Do you Mentor anyone? Let me say upfront that I believe in mentoring. I think it benefits individuals, organizations, and the mentors themselves. Effective mentoring takes time and planning, but it makes a measureable difference. So, I want to share my thoughts and experiences to persuade you that the effort mentoring requires is worth it.
What is mentoring?
Mentoring is a knowledge sharing relationship between an experienced professional and some one more junior in the organization. A mentoring relationship may be formal—defined as mentor/mentee— with official meetings and planned activities or informal. In the past, informal mentoring relationships were the norm.
In the olden days, senior managers or technologists identified individuals with potential to move up (we called this succession planning). These individuals were taken under the wing of a more senior person who spent extra time with them, offered insights and advice, and shepherded the mentee into work experiences that helped extend and polish their skills.
Today, there are classes and books on “How to be a Mentor”. Amazon has almost 50,000 returns for the search term “mentoring”. Even the government has information on the subject like the State of New York’s PM Mentor program. Although these resources are likely have to many valuable bits of advice, I do not think a Ph.D. in mentoring is an essential starting point. Rather, if you have been mentored, ask yourself what was useful, what did you learn, what else do you wish had been part of the process. If you did not have the benefit of a mentor, what tips, tricks, and processes do you wish someone had shared with you before you picked them up in the school of hard knocks?
Benefits of mentoring
To the organization–succession planning is just one benefit. The mentor shares with the mentee how to do a job well within the confines and constructs of the organization. Those observed, practiced, and honed skills developed under the tutelage of the mentor make a mentee immediately more useful to that organization.
Mentees must commit time and effort beyond the average employee to benefit from the mentoring relationship. The experience gained and the personal relationship with the mentor creates a deeper bond with the organization that promotes employee retention and satisfaction.
Another benefit is that the mentee can become an effective mentor later in their careers.
To the mentee–Brian Price at Project Management Mentoring offers this observation, “When I was cutting my teeth as a new project manager, I was constantly making things up and trying to do what I thought I needed to do…I would have loved to have a project management mentor to help me do the right things at the right time.”
- Mentors can systematically enhance classroom knowledge and academic guidelines.
- Mentors offer their mentees a wise ear that can help unravel problems and find solutions.
- Mentors help mentees become aware of self defeating behaviors that keep them from reaching their full potential.
- Mentors contribute feedback that is outside the management and performance review process.
- Mentors extend career guidance and exposure to assignments that develop management and professional skills more quickly.
- Mentors provide access to people, meetings, and other learning opportunities.
To the mentor–Interacting with and shaping the development of intelligent, motivated young people is rewarding.
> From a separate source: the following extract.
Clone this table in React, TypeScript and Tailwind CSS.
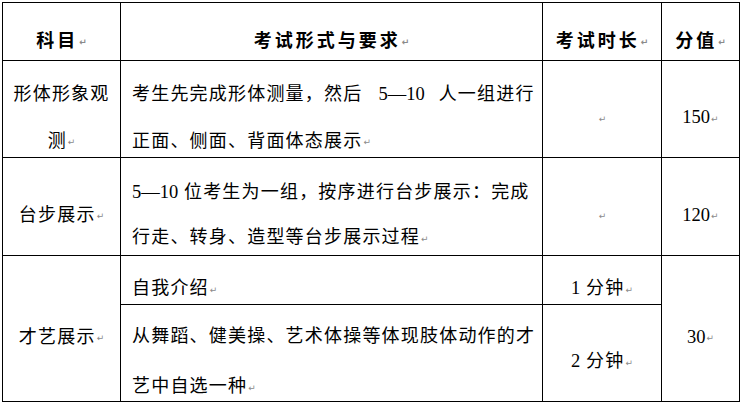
import React from "react";

const Mark = () => (
  <span className="font-['DejaVu_Sans',sans-serif] text-[9px] text-[#8a8a8a] tracking-normal align-middle ml-[1px]">↵</span>
);

const N = ({ children }: { children: React.ReactNode }) => (
  <span className="text-[18.5px] tracking-normal">{children}</span>
);

const cellBase =
  "border-r border-b border-black flex flex-col justify-center pt-[18px] whitespace-nowrap";
const head =
  "border-r border-b border-black flex flex-col justify-center pt-[18px] whitespace-nowrap items-center font-bold tracking-[3px] text-[18px] font-['Noto_Sans_CJK_SC',sans-serif]";

export default function App() {
  return (
    <div className="w-[743px] h-[405px] bg-white font-['Liberation_Serif','Noto_Sans_CJK_SC',serif] text-[18px] text-black leading-[22px] tracking-[1.2px]">
      <div className="ml-[2px] mt-[2px] w-[738px] border-l border-t border-black grid grid-cols-[118px_422px_119px_78px] grid-rows-[58px_97px_98px_49px_97px]">
        {/* Header */}
        <div className={head}>
          <div>
            科目<Mark />
          </div>
        </div>
        <div className={head}>
          <div>
            考试形式与要求<Mark />
          </div>
        </div>
        <div className={head}>
          <div>
            考试时长<Mark />
          </div>
        </div>
        <div className={head}>
          <div>
            分值<Mark />
          </div>
        </div>

        {/* Row 1 */}
        <div className={`${cellBase} items-center gap-[25px]`}>
          <div>形体形象观</div>
          <div>
            测<Mark />
          </div>
        </div>
        <div className={`${cellBase} items-start pl-[11px] gap-[25px]`}>
          <div>
            考生先完成形体测量，然后<span className="inline-block w-[16px]" />
            <N>5—10</N>
            <span className="inline-block w-[14px]" />人一组进行
          </div>
          <div>
            正面、侧面、背面体态展示<Mark />
          </div>
        </div>
        <div className={`${cellBase} items-center`}>
          <div>
            <Mark />
          </div>
        </div>
        <div className={`${cellBase} items-center`}>
          <div>
            <N>150</N>
            <Mark />
          </div>
        </div>

        {/* Row 2 */}
        <div className={`${cellBase} items-center`}>
          <div>
            台步展示<Mark />
          </div>
        </div>
        <div className={`${cellBase} items-start pl-[11px] gap-[23px]`}>
          <div>
            <N>5—10</N> 位考生为一组，按序进行台步展示：完成
          </div>
          <div>
            行走、转身、造型等台步展示过程<Mark />
          </div>
        </div>
        <div className={`${cellBase} items-center`}>
          <div>
            <Mark />
          </div>
        </div>
        <div className={`${cellBase} items-center`}>
          <div>
            <N>120</N>
            <Mark />
          </div>
        </div>

        {/* Row 3 */}
        <div className={`${cellBase} items-center row-span-2`}>
          <div>
            才艺展示<Mark />
          </div>
        </div>
        <div className={`${cellBase} items-start pl-[11px]`}>
          <div>
            自我介绍<Mark />
          </div>
        </div>
        <div className={`${cellBase} items-center`}>
          <div>
            <N>1</N> 分钟<Mark />
          </div>
        </div>
        <div className={`${cellBase} items-center row-span-2`}>
          <div>
            <N>30</N>
            <Mark />
          </div>
        </div>
        <div className={`${cellBase} items-start pl-[11px] gap-[28px]`}>
          <div>从舞蹈、健美操、艺术体操等体现肢体动作的才</div>
          <div>
            艺中自选一种<Mark />
          </div>
        </div>
        <div className={`${cellBase} items-center`}>
          <div>
            <N>2</N> 分钟<Mark />
          </div>
        </div>
      </div>
    </div>
  );
}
You will feel good seeing the impact you are having. You will also learn about the organization from a perspective that perhaps you have forgotten.
You may be training your replacement—allowing you to move up in the organization while remaining confident that your legacy is in good hands.
Mentoring tips and techniques
- Schedule time to meet with your mentee. You can have a formal time slot with a general idea of what needs to be discussed or just a piece of time you carve out of your schedule to touch base. Do this at least monthly.
- Meetings with your mentee should be one-on-one with some privacy.
- Ask questions.
- Do not turn your meetings into status reports. Your goal is building skills. The meetings should focus on observations, experiences, and ideas.
- Be willing to talk about yourself and your philosophy. For example, talk about how you make decisions or what you’re thinking about the issues on your plate right now.
- Invite your mentee to sit in as an observer in high-level meetings. Talk with them afterward about what they saw and thought happened. Add your own insights.
- Give feedback on your observations of the mentee’s skills and behaviors—build their confidence to tackle ever more challenging situations.
- Encourage them to learn.
- Encourage them to try new things—to stretch their skills into more responsible positions or different areas of the organization.
I have personally benefitted from mentoring by working with talented, seasoned professionals who have freely shared their knowledge with me during my career. I have also had the fortune to mentor many younger software developers, managers and project managers. I delight in seeing them become more comfortable, more productive and enjoying their work more. How about you? What has been your experience with mentoring? What advice can you share?